AMPK, a key regulator of cellular energy homeostasis, is negatively regulated by FLCN. It was previously reported that flcn-1 loss in C. elegans (flcn-1(ok975) mutants) resulted in AMPK-dependent, increases in glycolysis and autophagy enhancing resistance to metabolic stresses (Possik et al., 2014). To determine if flcn-1 loss also confers resistance to hyperosmotic stress Possik et al. (2015) assessed survival on high concentration NaCl plates. The flcn-1(ok975) worms showed increased survival, reduced shrinkage and a faster recovery from paralysis in comparison to wild type worms. Re-expression of flcn-1 reversed the phenotype confirming its role in increased hyperosmotic stress resistance.

In C. elegans hyperosmotic stress triggers increased glycerol-3-phosphate dehydrogenase-1 (gpdh-1) transcription and production of glycerol from glycogen (Lamitina et al., 2004). Electron microscope imaging of flcn-1(ok975) worms identified a significant increase in the size and number of glycogen deposits in comparison to wild type worms, which were depleted after NaCl treatment (Possik et al., 2015). Glycogen synthesis and degradation are mediated by glycogen synthase (gsy-1) and glycogen phosphorylase (pygl-1) respectively. Inhibition of either enzyme strongly reduces survival following NaCl treatment supporting key roles for glycogen accumulation and breakdown in hyperosmotic stress resistance.

As repression of the C.elegans AMPK-α subunits aak-1 and aak-2 abolished the increased survival, enhanced hyperosmotic stress resistance in flcn-1(ok975) worms must be AMPK-dependent. Loss of aak-1 and aak-2 also reduced glycogen accumulation in both wild type flcn-1 and flcn-1(ok975) worms. This suggests that the increased glycogen accumulation seen in flcn-1(ok975) worms is a result of the chronic AMPK activation due to FLCN-1 loss, but also that AMPK signalling plays a role in normal maintenance of glycogen stores.

Degradation of glycogen produces glucose-6-phosphate, a metabolite that can be converted to glycerol by gpdh-1 or gpdh-2. The flcn-1(ok975) worms showed a two-fold increase in gpdh-1 expression under non-stressed conditions and a higher basal level of glycerol. Additionally a marked increase in both gpdh-1 and gpdh-2 expression was reported after two hours treatment with NaCl. Simultaneous inhibition of gpdh-1 and gpdh-2 was required to strongly reduce the increase in survival in flcn-1(ok975) worms. These results support a key role for glycogen store metabolism by gpdh enzymes in resistance to hyperosmotic stress.

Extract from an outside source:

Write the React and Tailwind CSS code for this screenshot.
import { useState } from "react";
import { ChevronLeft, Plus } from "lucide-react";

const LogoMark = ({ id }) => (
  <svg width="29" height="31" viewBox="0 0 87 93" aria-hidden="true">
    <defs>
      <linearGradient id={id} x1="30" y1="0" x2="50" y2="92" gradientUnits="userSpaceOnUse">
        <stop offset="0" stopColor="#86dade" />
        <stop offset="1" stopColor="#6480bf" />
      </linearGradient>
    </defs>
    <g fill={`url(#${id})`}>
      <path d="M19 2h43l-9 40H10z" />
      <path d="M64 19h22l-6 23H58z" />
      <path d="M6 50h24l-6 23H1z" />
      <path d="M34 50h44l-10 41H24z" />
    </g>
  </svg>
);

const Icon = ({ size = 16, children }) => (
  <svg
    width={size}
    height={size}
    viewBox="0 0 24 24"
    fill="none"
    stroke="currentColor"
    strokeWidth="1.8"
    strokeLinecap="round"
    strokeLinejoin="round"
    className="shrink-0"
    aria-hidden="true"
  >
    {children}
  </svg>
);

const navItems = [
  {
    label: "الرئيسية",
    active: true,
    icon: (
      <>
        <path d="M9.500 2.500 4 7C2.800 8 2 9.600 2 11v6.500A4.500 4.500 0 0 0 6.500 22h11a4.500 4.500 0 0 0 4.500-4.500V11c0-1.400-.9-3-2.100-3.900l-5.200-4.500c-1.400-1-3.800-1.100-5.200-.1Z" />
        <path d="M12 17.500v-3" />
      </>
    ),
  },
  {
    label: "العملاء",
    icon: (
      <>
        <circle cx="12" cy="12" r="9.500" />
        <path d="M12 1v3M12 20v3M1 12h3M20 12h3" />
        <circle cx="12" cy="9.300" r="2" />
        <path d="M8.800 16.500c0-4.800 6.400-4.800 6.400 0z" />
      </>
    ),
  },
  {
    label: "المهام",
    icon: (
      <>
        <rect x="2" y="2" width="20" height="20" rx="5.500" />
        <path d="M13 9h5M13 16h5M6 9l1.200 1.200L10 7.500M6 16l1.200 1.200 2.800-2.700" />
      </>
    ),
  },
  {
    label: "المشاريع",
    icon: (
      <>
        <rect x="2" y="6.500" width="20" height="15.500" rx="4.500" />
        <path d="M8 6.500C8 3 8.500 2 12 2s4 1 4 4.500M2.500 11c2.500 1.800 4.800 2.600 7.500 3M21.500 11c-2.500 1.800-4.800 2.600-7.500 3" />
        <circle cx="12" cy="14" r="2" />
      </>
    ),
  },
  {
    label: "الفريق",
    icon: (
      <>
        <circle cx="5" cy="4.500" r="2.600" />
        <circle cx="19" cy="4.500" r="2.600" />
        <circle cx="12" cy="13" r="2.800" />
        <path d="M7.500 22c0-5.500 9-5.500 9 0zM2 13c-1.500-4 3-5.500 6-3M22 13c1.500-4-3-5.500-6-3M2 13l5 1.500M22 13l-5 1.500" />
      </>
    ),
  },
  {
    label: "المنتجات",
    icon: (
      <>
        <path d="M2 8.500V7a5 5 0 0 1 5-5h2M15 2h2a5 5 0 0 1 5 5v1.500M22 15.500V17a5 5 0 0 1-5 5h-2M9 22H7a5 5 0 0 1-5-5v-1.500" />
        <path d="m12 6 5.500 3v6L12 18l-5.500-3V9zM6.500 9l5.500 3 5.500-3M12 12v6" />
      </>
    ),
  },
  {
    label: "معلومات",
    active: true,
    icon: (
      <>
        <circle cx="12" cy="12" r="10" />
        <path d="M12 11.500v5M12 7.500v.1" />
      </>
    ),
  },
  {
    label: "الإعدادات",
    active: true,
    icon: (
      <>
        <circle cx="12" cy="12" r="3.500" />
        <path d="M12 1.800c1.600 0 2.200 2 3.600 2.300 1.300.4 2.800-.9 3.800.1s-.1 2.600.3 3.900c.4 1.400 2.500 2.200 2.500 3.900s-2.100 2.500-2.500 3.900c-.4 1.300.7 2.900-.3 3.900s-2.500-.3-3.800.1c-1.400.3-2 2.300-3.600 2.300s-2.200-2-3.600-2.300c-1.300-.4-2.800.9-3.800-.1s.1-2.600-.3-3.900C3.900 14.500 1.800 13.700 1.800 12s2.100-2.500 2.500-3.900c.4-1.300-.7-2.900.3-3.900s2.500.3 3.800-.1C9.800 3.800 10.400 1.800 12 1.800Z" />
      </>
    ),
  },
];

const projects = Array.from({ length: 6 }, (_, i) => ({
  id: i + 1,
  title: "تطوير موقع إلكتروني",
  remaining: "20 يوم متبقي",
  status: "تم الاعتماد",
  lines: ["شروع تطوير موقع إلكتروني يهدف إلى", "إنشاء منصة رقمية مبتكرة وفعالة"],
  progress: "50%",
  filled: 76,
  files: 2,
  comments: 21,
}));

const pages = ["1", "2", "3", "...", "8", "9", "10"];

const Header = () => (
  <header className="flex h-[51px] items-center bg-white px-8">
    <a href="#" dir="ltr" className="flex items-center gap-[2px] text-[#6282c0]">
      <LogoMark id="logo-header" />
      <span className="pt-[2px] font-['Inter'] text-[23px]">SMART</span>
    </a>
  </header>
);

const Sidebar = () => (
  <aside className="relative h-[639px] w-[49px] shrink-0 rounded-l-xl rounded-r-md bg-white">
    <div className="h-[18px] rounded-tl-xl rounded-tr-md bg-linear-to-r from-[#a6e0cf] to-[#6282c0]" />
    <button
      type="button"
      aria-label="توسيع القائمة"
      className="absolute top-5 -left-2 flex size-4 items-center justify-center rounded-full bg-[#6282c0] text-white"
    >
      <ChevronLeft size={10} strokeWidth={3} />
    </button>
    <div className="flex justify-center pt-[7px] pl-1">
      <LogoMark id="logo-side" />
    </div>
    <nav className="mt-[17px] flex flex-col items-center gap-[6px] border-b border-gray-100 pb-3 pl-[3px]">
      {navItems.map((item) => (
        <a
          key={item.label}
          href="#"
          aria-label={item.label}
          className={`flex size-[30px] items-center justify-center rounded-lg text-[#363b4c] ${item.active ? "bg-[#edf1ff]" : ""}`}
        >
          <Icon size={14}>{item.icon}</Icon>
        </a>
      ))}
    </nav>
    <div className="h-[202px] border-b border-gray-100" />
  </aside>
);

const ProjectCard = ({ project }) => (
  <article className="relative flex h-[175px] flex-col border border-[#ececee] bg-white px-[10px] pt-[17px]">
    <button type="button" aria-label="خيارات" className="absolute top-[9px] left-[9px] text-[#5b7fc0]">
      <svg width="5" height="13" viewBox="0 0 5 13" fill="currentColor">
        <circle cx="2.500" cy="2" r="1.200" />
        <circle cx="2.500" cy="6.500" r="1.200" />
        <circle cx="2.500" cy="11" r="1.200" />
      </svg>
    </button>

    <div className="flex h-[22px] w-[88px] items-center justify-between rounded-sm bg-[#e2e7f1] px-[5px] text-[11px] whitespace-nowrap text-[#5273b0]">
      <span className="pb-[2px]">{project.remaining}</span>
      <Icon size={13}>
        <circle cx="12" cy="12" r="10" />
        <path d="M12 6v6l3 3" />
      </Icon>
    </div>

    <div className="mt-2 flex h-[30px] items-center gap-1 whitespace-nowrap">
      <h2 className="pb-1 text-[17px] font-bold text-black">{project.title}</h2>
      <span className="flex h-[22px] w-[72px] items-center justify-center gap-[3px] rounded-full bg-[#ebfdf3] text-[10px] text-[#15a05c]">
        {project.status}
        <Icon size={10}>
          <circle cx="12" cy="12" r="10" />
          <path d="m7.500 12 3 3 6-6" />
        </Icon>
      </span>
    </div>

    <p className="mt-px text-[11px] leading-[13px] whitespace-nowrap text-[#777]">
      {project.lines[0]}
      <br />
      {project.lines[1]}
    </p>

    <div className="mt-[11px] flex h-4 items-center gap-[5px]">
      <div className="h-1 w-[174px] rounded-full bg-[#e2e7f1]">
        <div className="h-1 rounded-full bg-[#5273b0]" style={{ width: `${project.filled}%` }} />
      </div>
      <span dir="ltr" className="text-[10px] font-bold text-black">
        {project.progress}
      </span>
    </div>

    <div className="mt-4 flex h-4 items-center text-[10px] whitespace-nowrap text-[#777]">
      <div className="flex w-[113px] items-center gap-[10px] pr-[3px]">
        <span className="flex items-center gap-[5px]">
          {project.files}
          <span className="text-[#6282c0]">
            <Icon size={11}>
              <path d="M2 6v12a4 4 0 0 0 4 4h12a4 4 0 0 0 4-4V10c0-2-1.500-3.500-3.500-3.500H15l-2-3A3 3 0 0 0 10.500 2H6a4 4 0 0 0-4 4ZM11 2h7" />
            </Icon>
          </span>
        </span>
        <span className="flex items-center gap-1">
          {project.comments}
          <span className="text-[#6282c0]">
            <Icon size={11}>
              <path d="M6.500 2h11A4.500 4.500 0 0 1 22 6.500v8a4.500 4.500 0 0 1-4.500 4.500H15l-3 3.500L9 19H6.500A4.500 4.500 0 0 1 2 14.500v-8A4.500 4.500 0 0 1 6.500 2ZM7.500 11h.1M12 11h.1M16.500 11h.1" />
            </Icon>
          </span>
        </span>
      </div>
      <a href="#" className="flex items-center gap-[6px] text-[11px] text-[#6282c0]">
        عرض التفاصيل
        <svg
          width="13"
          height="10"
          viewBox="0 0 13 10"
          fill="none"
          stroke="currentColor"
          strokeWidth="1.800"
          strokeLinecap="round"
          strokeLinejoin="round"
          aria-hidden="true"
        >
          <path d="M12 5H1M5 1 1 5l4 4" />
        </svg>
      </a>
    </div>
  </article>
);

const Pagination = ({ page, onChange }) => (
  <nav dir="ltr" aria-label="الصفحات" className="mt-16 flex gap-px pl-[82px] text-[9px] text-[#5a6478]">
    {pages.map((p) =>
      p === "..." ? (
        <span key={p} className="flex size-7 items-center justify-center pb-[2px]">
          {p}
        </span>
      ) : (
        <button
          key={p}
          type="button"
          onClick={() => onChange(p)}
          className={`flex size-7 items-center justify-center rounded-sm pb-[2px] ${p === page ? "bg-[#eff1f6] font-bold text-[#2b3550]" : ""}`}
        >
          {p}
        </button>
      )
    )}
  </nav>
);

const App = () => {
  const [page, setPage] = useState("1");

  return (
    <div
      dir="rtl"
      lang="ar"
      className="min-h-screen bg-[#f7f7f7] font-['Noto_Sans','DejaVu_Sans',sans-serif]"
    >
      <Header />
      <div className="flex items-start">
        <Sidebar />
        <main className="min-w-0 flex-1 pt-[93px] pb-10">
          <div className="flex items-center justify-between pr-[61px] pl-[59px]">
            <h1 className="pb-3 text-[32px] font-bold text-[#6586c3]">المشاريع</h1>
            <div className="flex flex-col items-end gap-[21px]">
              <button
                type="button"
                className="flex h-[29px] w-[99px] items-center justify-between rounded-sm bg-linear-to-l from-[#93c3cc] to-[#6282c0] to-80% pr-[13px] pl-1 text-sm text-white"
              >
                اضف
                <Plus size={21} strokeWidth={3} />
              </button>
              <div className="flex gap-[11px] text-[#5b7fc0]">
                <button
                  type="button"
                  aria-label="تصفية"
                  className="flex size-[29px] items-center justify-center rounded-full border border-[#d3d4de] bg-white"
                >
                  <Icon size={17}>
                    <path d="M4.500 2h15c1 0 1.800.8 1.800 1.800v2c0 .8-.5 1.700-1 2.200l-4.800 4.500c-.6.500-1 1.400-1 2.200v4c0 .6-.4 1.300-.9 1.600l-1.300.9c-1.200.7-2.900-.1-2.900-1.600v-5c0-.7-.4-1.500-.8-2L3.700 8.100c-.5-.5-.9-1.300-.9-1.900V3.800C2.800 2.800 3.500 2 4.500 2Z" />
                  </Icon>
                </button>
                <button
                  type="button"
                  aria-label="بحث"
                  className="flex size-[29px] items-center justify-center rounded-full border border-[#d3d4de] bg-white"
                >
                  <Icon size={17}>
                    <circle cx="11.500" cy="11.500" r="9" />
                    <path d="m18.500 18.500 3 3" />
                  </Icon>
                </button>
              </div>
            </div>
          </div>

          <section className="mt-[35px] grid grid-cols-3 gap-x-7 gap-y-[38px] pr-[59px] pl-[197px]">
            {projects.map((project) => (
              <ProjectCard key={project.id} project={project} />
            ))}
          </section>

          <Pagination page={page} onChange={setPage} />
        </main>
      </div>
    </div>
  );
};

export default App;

FLCN loss is associated with the development of renal tumours in BHD patients and model systems. Analysis of Flcn-null mouse kidneys and patient tumour samples showed increased glycogen accumulation in comparison to healthy tissue. Glycogen biosynthesis and degradation gene expression levels in human non-BHD renal cell carcinoma samples were also upregulated and expression of 46% of these genes was negatively correlated with FLCN expression.

The breakdown of glycogen stores can also produce the metabolites required for glycolysis, a process that protects cells from multiple metabolic stresses. Therefore increased glycogen stores could play dual roles in tumourigenesis as a source of energy and oncolytes: cells able to survive hyperosmotic or metabolic stresses can accumulate more DNA damage thereby increasing the risk of neoplastic transformation. Greater understanding of how tumour cells resist normal cell death programmes can help in the development of new targeted treatments.

  • Lamitina ST, Morrison R, Moeckel GW, Strange K (2004). Adaptation of the nematode Caenorhabditis elegans to extreme osmotic stress. Am J Physiol Cell Physiol. Apr;286(4):C785-91. PMID: 14644776.
  • Possik E, Jalali Z, Nouët Y, Yan M, Gingras MC, Schmeisser K, Panaite L, Dupuy F, Kharitidi D, Chotard L, Jones RG, Hall DH, Pause A (2014). Folliculin regulates ampk-dependent autophagy and metabolic stress survival. PLoS Genet. Apr 24;10(4):e1004273. PMID: 24763318.
  • Possik E, Ajisebutu A, Manteghi S, Gingras MC, Vijayaraghavan T, Flamand M, Coull B, Schmeisser K, Duchaine T, van Steensel M, Hall DH, & Pause A (2015). FLCN and AMPK Confer Resistance to Hyperosmotic Stress via Remodeling of Glycogen Stores. PLoS genetics, 11 (10) PMID: 26439621.